Mach buffet is an aerodynamic phenomenon characterized by a distinct vibration or shaking of an aircraft, primarily occurring during high-speed flight when approaching or exceeding the speed of sound (Mach 1). It arises specifically when airflow separates on the upper surface of a wing behind a shock wave, leading to turbulent air and a noticeable buffeting sensation.
Understanding the Phenomenon
At slower speeds, air flows smoothly over an aircraft's wings, generating lift. As an aircraft accelerates to higher speeds, especially into the transonic range (roughly Mach 0.75 to Mach 1.2), the airflow over certain parts of the wing, particularly the upper curved surface, can accelerate to supersonic speeds even when the aircraft itself is still subsonic.
This local supersonic flow eventually must slow down to subsonic speeds again as it moves towards the trailing edge of the wing. This rapid deceleration creates a shock wave – a sudden, drastic change in air pressure, density, and temperature.
The crucial aspect of Mach buffet is that the air directly behind this shock wave loses a significant amount of its kinetic energy. This energy loss can cause the airflow to separate from the wing's surface, creating a turbulent, chaotic wake instead of smooth flow.

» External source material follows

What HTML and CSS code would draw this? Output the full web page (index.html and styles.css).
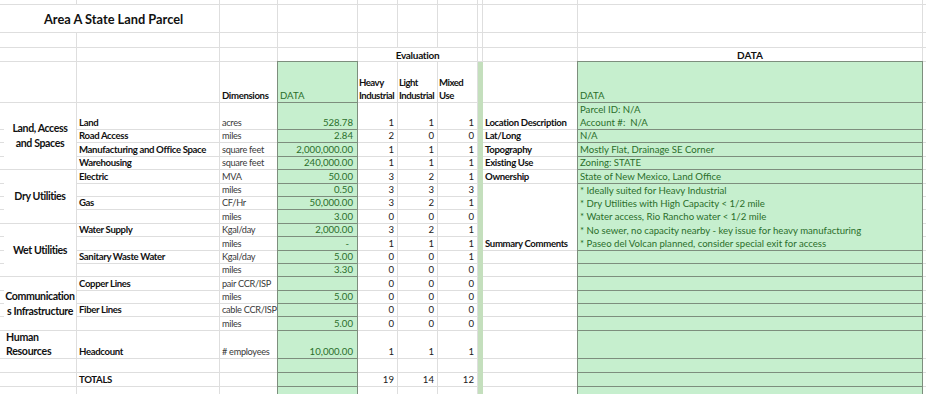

This turbulent wake impinges on the tail and other parts of the aircraft, resulting in the characteristic shaking or "buffeting."
Factors Influencing Mach Buffet
The strength of the Mach buffet is directly related to the characteristics of the shock wave and the extent of airflow separation.
- Shock Wave Strength: All other things being equal, shock wave strength increases as the local airflow speed ahead of the shock wave increases. A stronger shock wave leads to greater energy loss in the airflow behind it, making airflow separation more severe and the buffet more pronounced.
- Aircraft Speed: As an aircraft accelerates, the shock waves become stronger and move rearward on the wing, intensifying the buffet.
- Altitude: At higher altitudes, the air is thinner, meaning a higher true airspeed is required to reach a given Mach number. This affects the onset and severity of Mach buffet.
- Aircraft Design: Wing sweep, airfoil shape, and wing loading all influence how and where shock waves form, and thus, the aircraft's susceptibility to Mach buffet. Modern aircraft use designs like swept wings and supercritical airfoils to delay or minimize the onset of strong shock waves and mitigate buffet.
Types of Buffet
While Mach buffet specifically refers to the high-speed phenomenon, it's often discussed in contrast to or in conjunction with other types of buffet:
| Type of Buffet | Primary Cause | Typical Speed Regime | Characteristics |
|---|---|---|---|
| Mach Buffet | Airflow separation behind a shock wave | High-speed (transonic) | Vibrations due to shock wave formation and airflow breakdown |
| Pre-Stall Buffet | Airflow separation from the wing's leading edge | Low-speed (approaching stall) | Vibrations signaling an impending aerodynamic stall |
| Buffet Margin | The speed range between Mach buffet onset and stall buffet onset | Both | Critical for safe flight envelope management |
Operational Implications and Mitigation
Mach buffet serves as a natural warning sign to pilots that they are approaching the aircraft's operational limits. It indicates that the aircraft is nearing its critical Mach number, where aerodynamic efficiency decreases significantly, and structural loads can become excessive.
- Pilot Action: Upon experiencing Mach buffet, pilots typically respond by slightly reducing airspeed or adjusting altitude to move out of the critical buffet region.
- Flight Envelope: Aircraft operate within a defined flight envelope, which includes limits to avoid severe Mach buffet. Exceeding these limits can lead to dangerous situations, including loss of control or structural damage.
- "Coffin Corner": In high-altitude, high-speed flight, there's a point known as the "coffin corner." This is where the indicated airspeed for Mach buffet onset (high-speed limit) and the indicated airspeed for stall (low-speed limit) converge. The safe operating window for the aircraft becomes very narrow, demanding precise control.
- Aircraft Design: Designers incorporate features like wing sweep to increase the critical Mach number and allow for higher cruising speeds before buffet onset. Modern commercial airliners are designed to cruise comfortably at Mach numbers just below their buffet threshold.
Mach buffet is a crucial consideration in the design and operation of high-speed aircraft, representing a key aerodynamic boundary that pilots must respect for safe and efficient flight.